The Satanic Verses

This book sparked riots around the world for what some called a blasphemous treatment of the Islamic faith (throughout the book, Salman Rushdie refers to the Prophet Muhammad as Mahound, the medieval name for the devil). In 1989, five people died in riots in Pakistan and a stone-throwing mob injured 60 people in India. Although Rushdie issued an apology, Iranian spiritual leader Ayatullah Ruhollah Khomeini publicly condemned the Indian-British author to death, putting a $1 million bounty on his head (an Iranian assassin would get $3 million, Khomeini promised).
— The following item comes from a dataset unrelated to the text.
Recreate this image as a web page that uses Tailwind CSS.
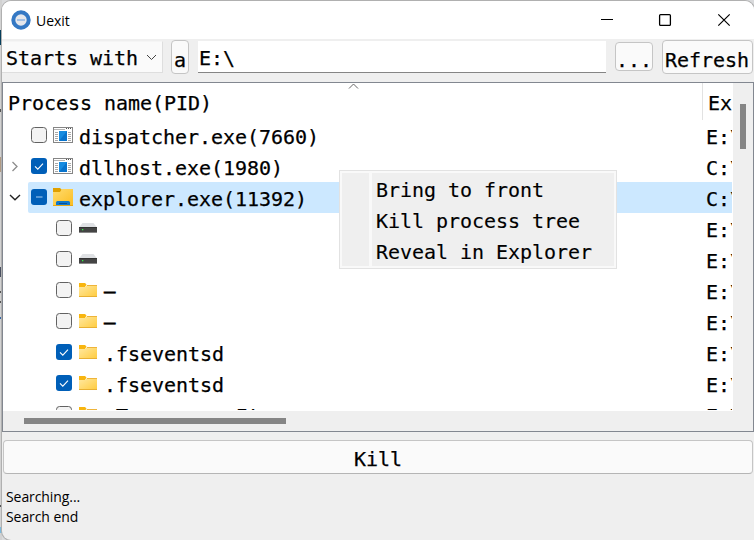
<!DOCTYPE html>
<html lang="en">
<head>
<meta charset="utf-8">
<title>Uexit</title>
<script src="https://cdn.jsdelivr.net/npm/@tailwindcss/browser@4"></script>
</head>
<body class="w-[754px] h-[540px] overflow-hidden bg-[#d9dadc] text-black">
<svg class="absolute w-0 h-0">
  <symbol id="off" viewBox="0 0 16 16"><rect x=".5" y=".5" width="15" height="15" rx="3" fill="#f3f3f3" stroke="#626262"/></symbol>
  <symbol id="on" viewBox="0 0 16 16"><rect width="16" height="16" rx="3" fill="#005fb8"/><path d="M4 8.300l2.800 2.800L12 5.700" fill="none" stroke="#fff" stroke-width="1.100"/></symbol>
  <symbol id="part" viewBox="0 0 16 16"><rect width="16" height="16" rx="3" fill="#005fb8"/><path d="M5 8h6.500" stroke="#a9cdf0" stroke-width="1.200"/></symbol>
  <symbol id="app" viewBox="0 0 20 16"><rect x=".5" y=".5" width="19" height="15" fill="#fff" stroke="#858585"/><path d="M1 2.500h11" stroke="#b5b5b5"/><path d="M13 1.500h1M15 1.500h1M17 1.500h1" stroke="#555"/><path d="M2 5.500h3M2 7.500h3M2 9.500h3M2 11.500h3M2 13.500h3M15 5.500h3M15 7.500h3M15 9.500h3M15 11.500h3M15 13.500h3" stroke="#a8a8a8"/><rect x="6" y="4" width="8" height="10" fill="#168be0"/><path d="M14 4v10H6z" fill="#0873cc"/></symbol>
  <linearGradient id="g" x1="0" y1="0" x2="1" y2="1"><stop offset="0" stop-color="#ffe9a3"/><stop offset="1" stop-color="#ffcb3d"/></linearGradient>
  <linearGradient id="g2" x1="0" y1="0" x2="1" y2="1"><stop offset="0" stop-color="#ffdc70"/><stop offset="1" stop-color="#fbbd20"/></linearGradient>
  <symbol id="folder" viewBox="0 0 18 14"><path d="M0 0h6l1.500 1.500L6 4H0z" fill="#f8b50f"/><path d="M0 4h6l2-2h10v12H0z" fill="url(#g)"/><path d="M8 2.500h10" stroke="#eeb43a"/><path d="M0 13.500h18" stroke="#e8b033"/></symbol>
  <symbol id="exp" viewBox="0 0 20 18"><path d="M0 0h7l2 2-2 3H0z" fill="#e0a000"/><path d="M0 4h7l2-3h11v17H0z" fill="url(#g2)"/><path d="M0 17.500h20" stroke="#e8a815"/><path d="M3 17v-2.500q0-1.500 1.500-1.500h11q1.500 0 1.500 1.500V17z" fill="#0f78cc"/><path d="M6 15.500h8" stroke="#0a4f91"/></symbol>
  <symbol id="drive" viewBox="0 0 18 10"><path d="M3.500 0h11L18 4.500H0z" fill="#dfe1e4"/><rect y="4" width="18" height="6" fill="#444"/><path d="M0 9.500h18" stroke="#888"/><path d="M0 4.500h18" stroke="#333"/><rect x="3" y="6" width="1.300" height="1.300" fill="#35f045"/></symbol>
</svg>
<div class="relative flex w-[754px] h-[540px]">
  <div class="w-[2px] shrink-0 flex flex-col bg-[#d2d2d2]">
    <div class="h-[30px]"></div><div class="h-[15px] bg-[#063e5b]"></div><div class="h-[64px]"></div><div class="h-[3px] bg-[#555]"></div><div class="h-[45px]"></div><div class="h-[15px] bg-[#b09a83]"></div><div class="h-[95px]"></div><div class="h-[10px] bg-[#4b5060]"></div><div class="h-[14px]"></div><div class="h-[2px] bg-[#555]"></div><div class="h-[8px]"></div><div class="h-[2px] bg-[#555]"></div><div class="h-[14px]"></div><div class="h-[2px] bg-[#3565a5]"></div><div class="h-[186px]"></div><div class="h-[2px] bg-[#555]"></div><div class="h-[20px]"></div><div class="h-[6px] bg-[#7cb9dc]"></div>
  </div>
  <div class="w-[752px] h-[540px] pt-px">
  <div class="w-[752px] h-[539px] rounded-t-[9px] rounded-bl-[9px] overflow-hidden bg-[#efefef] flex flex-col shadow-[0_0_0_1px_#b0b0b0]">
    <header class="h-[38px] shrink-0 bg-white flex items-center">
      <svg class="ml-[9px] w-[20px] h-[20px]" viewBox="0 0 20 20"><circle cx="10" cy="10" r="7.700" fill="#e5e7ec" stroke="#3478c4" stroke-width="4"/><path d="M6 10h8" stroke="#8db4e4" stroke-width="1.500"/></svg>
      <span class="ml-[5px] mt-px text-[14px] leading-[20px] tracking-[-0.05px] font-['Open_Sans',sans-serif]">Uexit</span>
      <svg class="ml-auto mr-[22px] w-[132px] h-[14px]" viewBox="0 0 132 14" fill="none" stroke="#000"><path d="M1 6.500h12" stroke-width="1.100"/><rect x="59.600" y="1.600" width="10.800" height="10.800" rx="1" stroke-width="1.300"/><path d="M118.300 1.300l11.400 11.400M129.700 1.300l-11.400 11.400" stroke-width="1.200"/></svg>
    </header>
    <div class="h-[43px] shrink-0 flex items-start pt-[2px] font-['DejaVu_Sans_Mono',monospace] text-[20px] tracking-[-0.04px] [-webkit-text-stroke:0.25px_#000] whitespace-nowrap">
      <div class="w-[161px] h-[32px] bg-[#fafafa] border border-l-0 border-t-[#f5f5f5] border-[#dedede] flex items-center">
        <span class="ml-[4px] pt-[2px] leading-[26px]">Starts with</span>
        <svg class="ml-[8px] mb-[1px] w-[11px] h-[8px]" viewBox="0 0 11 8" fill="none" stroke="#444"><path d="M1 2l4.500 4.500L10 2"/></svg>
      </div>
      <div class="-mt-px ml-[8px] w-[18px] h-[34px] rounded-[4px] border border-[#c5c5c5] bg-[#fafafa] flex items-center justify-center"><span class="pt-[6px] leading-[26px]">a</span></div>
      <div class="ml-[9px] w-[408px] h-[32px] bg-white border-b border-[#858585] flex items-center"><span class="ml-[1px] pt-[2px] leading-[26px]">E:\</span></div>
      <div class="mt-[1px] ml-[9px] w-[38px] h-[29px] rounded-[4px] border border-[#c5c5c5] bg-[#fafafa] flex items-center justify-center"><span class="pt-[6px] leading-[22px]">...</span></div>
      <div class="-mt-px ml-[9px] w-[91px] h-[34px] rounded-[4px] border border-[#c5c5c5] bg-[#fafafa] flex items-center justify-center"><span class="pt-[5px] pr-px leading-[26px]">Refresh</span></div>
    </div>
    <main class="w-[752px] h-[350px] shrink-0 border border-[#828790] flex flex-col font-['DejaVu_Sans_Mono',monospace] text-[20px] leading-[28px] tracking-[-0.04px] [-webkit-text-stroke:0.25px_#000] whitespace-nowrap">
      <div class="h-[328px] flex">
        <div class="w-[730px] h-[328px] shrink-0 overflow-hidden bg-white">
          <div class="relative h-[37px] flex">
            <div class="w-[700px] shrink-0 h-[37px] border-r border-[#e2e2e2] pl-[5px] pt-[6px]">Process name(PID)</div>
            <div class="pl-[5px] pt-[6px]">Ex</div>
            <svg class="absolute left-[345px] top-0 w-[11px] h-[7px]" viewBox="0 0 11 7" fill="none" stroke="#666"><path d="M1 5.500L5.500 1L10 5.500"/></svg>
          </div>
          <div class="h-[31px] flex"><div class="w-[703px] shrink-0 flex pl-[28px]"><svg class="mt-[7px] w-4 h-4"><use href="#off"/></svg><svg class="ml-[6px] mt-[7px] w-[20px] h-[16px]"><use href="#app"/></svg><span class="ml-[6px] pt-[3px]">dispatcher.exe(7660)</span></div><span class="w-[26px] overflow-hidden pt-[3px]">E:\</span></div>
          <div class="h-[31px] flex"><div class="w-[703px] shrink-0 flex pl-[7px]"><svg class="mt-[9px] w-[10px] h-[13px]" viewBox="0 0 10 13" fill="none" stroke="#8c8c8c" stroke-width="1.300"><path d="M2.500 2l4.500 4.500L2.500 11"/></svg><svg class="ml-[11px] mt-[7px] w-4 h-4"><use href="#on"/></svg><svg class="ml-[6px] mt-[7px] w-[20px] h-[16px]"><use href="#app"/></svg><span class="ml-[6px] pt-[3px]">dllhost.exe(1980)</span></div><span class="w-[26px] overflow-hidden pt-[3px]">C:\</span></div>
          <div class="h-[31px] flex"><svg class="ml-[6px] mt-[11px] w-[12px] h-[9px] shrink-0" viewBox="0 0 12 9" fill="none" stroke="#222" stroke-width="1.400"><path d="M1 2l5 4.700L11 2"/></svg><div class="ml-[7px] w-[704px] shrink-0 h-[31px] rounded-l-[2px] bg-[#cce8ff] flex"><div class="w-[678px] shrink-0 flex pl-[3px]"><svg class="mt-[7px] w-4 h-4"><use href="#part"/></svg><svg class="ml-[6px] mt-[6px] w-[20px] h-[18px]"><use href="#exp"/></svg><span class="ml-[6px] pt-[3px]">explorer.exe(11392)</span></div><span class="w-[26px] overflow-hidden pt-[3px]">C:\</span></div></div>
          <div class="h-[31px] flex"><div class="w-[703px] shrink-0 flex pl-[53px]"><svg class="mt-[7px] w-4 h-4"><use href="#off"/></svg><svg class="ml-[7px] mt-[10px] w-[18px] h-[10px]"><use href="#drive"/></svg></div><span class="w-[26px] overflow-hidden pt-[3px]">E:\</span></div>
          <div class="h-[31px] flex"><div class="w-[703px] shrink-0 flex pl-[53px]"><svg class="mt-[7px] w-4 h-4"><use href="#off"/></svg><svg class="ml-[7px] mt-[10px] w-[18px] h-[10px]"><use href="#drive"/></svg></div><span class="w-[26px] overflow-hidden pt-[3px]">E:\</span></div>
          <div class="h-[31px] flex"><div class="w-[703px] shrink-0 flex pl-[53px]"><svg class="mt-[7px] w-4 h-4"><use href="#off"/></svg><svg class="ml-[7px] mt-[8px] w-[18px] h-[14px]"><use href="#folder"/></svg><span class="ml-[7px] pt-[2px] text-[19px] [-webkit-text-stroke:0.7px_#000]">–</span></div><span class="w-[26px] overflow-hidden pt-[3px]">E:\</span></div>
          <div class="h-[31px] flex"><div class="w-[703px] shrink-0 flex pl-[53px]"><svg class="mt-[7px] w-4 h-4"><use href="#off"/></svg><svg class="ml-[7px] mt-[8px] w-[18px] h-[14px]"><use href="#folder"/></svg><span class="ml-[7px] pt-[2px] text-[19px] [-webkit-text-stroke:0.7px_#000]">–</span></div><span class="w-[26px] overflow-hidden pt-[3px]">E:\</span></div>
          <div class="h-[31px] flex"><div class="w-[703px] shrink-0 flex pl-[53px]"><svg class="mt-[7px] w-4 h-4"><use href="#on"/></svg><svg class="ml-[7px] mt-[8px] w-[18px] h-[14px]"><use href="#folder"/></svg><span class="ml-[7px] pt-[3px]">.fseventsd</span></div><span class="w-[26px] overflow-hidden pt-[3px]">E:\</span></div>
          <div class="h-[31px] flex"><div class="w-[703px] shrink-0 flex pl-[53px]"><svg class="mt-[7px] w-4 h-4"><use href="#on"/></svg><svg class="ml-[7px] mt-[8px] w-[18px] h-[14px]"><use href="#folder"/></svg><span class="ml-[7px] pt-[3px]">.fseventsd</span></div><span class="w-[26px] overflow-hidden pt-[3px]">E:\</span></div>
          <div class="h-[11px] overflow-hidden flex"><div class="w-[703px] shrink-0 flex pl-[53px]"><svg class="mt-[7px] w-4 h-4 shrink-0"><use href="#off"/></svg><svg class="ml-[7px] mt-[8px] w-[18px] h-[14px] shrink-0"><use href="#folder"/></svg><span class="ml-[7px] pt-[3px]">.Temporary.Items</span></div><span class="w-[26px] overflow-hidden pt-[3px]">E:\</span></div>
        </div>
        <div class="w-[20px] h-[328px] bg-[#efefef] pt-[21px] pl-[7px]"><div class="w-[6px] h-[45px] bg-[#858585]"></div></div>
      </div>
      <div class="h-[20px] bg-[#efefef] pt-[7px] pl-[21px]"><div class="w-[262px] h-[6px] bg-[#858585]"></div></div>
    </main>
    <button class="mt-[8px] ml-px w-[750px] h-[34px] shrink-0 rounded-[4px] border border-[#c5c5c5] border-b-[#b5b5b5] bg-[#fafafa] font-['DejaVu_Sans_Mono',monospace] text-[20px] leading-[26px] pt-[4px] tracking-[-0.04px] [-webkit-text-stroke:0.25px_#000]">Kill</button>
    <footer class="pt-[13px] pl-[4px] font-['Open_Sans',sans-serif] text-[14px] leading-[20px] tracking-[-0.08px]"><p>Searching...</p><p>Search end</p></footer>
  </div>
  </div>
  <div class="absolute left-[339px] top-[170px] w-[278px] h-[99px] border border-[#e2e2e2] bg-[#f9f9f9] p-[2px] flex gap-[3px] font-['DejaVu_Sans_Mono',monospace] text-[20px] leading-[31px] tracking-[-0.04px] [-webkit-text-stroke:0.15px_#000] whitespace-nowrap">
    <div class="w-[27px] bg-[#efefef]"></div>
    <ul class="flex-1 bg-[#efefef] pl-[4px] pt-[2px]"><li class="h-[31px]">Bring to front</li><li class="h-[31px]">Kill process tree</li><li class="h-[31px]">Reveal in Explorer</li></ul>
  </div>
</div>
</body>
</html>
While European nations recalled their diplomats from Tehran, some Muslim authors, like Nobel Prize winner Naguib Mahfouz, defended Rushdie and accused the Ayatullah of “intellectual terrorism.” Meanwhile, Venezuelan officials threatened anyone who owned or read the book with 15 months of prison. Japan fined anyone who sold the English-language edition, and a Japanese translator was subsequently stabbed to death for his involvement with the book. Two major U.S. booksellers — Waldenbooks and Barnes & Noble — removed the book from their shelves after receiving death threats. And while Rushdie’s publisher, Viking Penguin, denounced such “censorship by terrorism and intimidation,” threats of violence forced the company to temporarily close its New York City office to improve security. Under the protection of British authorities, Rushdie lived in hiding for nearly a decade.
Brave New World

Aldous Huxley’s 1932 work — about a drugged, dull and mass-produced society of the future — has been challenged for its themes of sexuality, drugs and suicide. The book parodies H.G. Wells’utopian novel Men Like Gods and expresses Huxley’s disdain for the youth- and market-driven culture of the U.S. Chewing gum, then as now a symbol of America’s teenybopper shoppers, appears in the book as a way to deliver sex hormones and subdue anxious adults; pornographic films called feelies are also popular grownup pacifiers. In Huxley’s vision of the 26th century, Henry Ford is the new God (worshippers say Our Ford instead of Our Lord, and the carmaker’s concept of mass production has been applied to human reproduction. As recently as 1993, a group of parents attempted to ban the book in Corona-Norco, Calif., because it “centered around negativity.”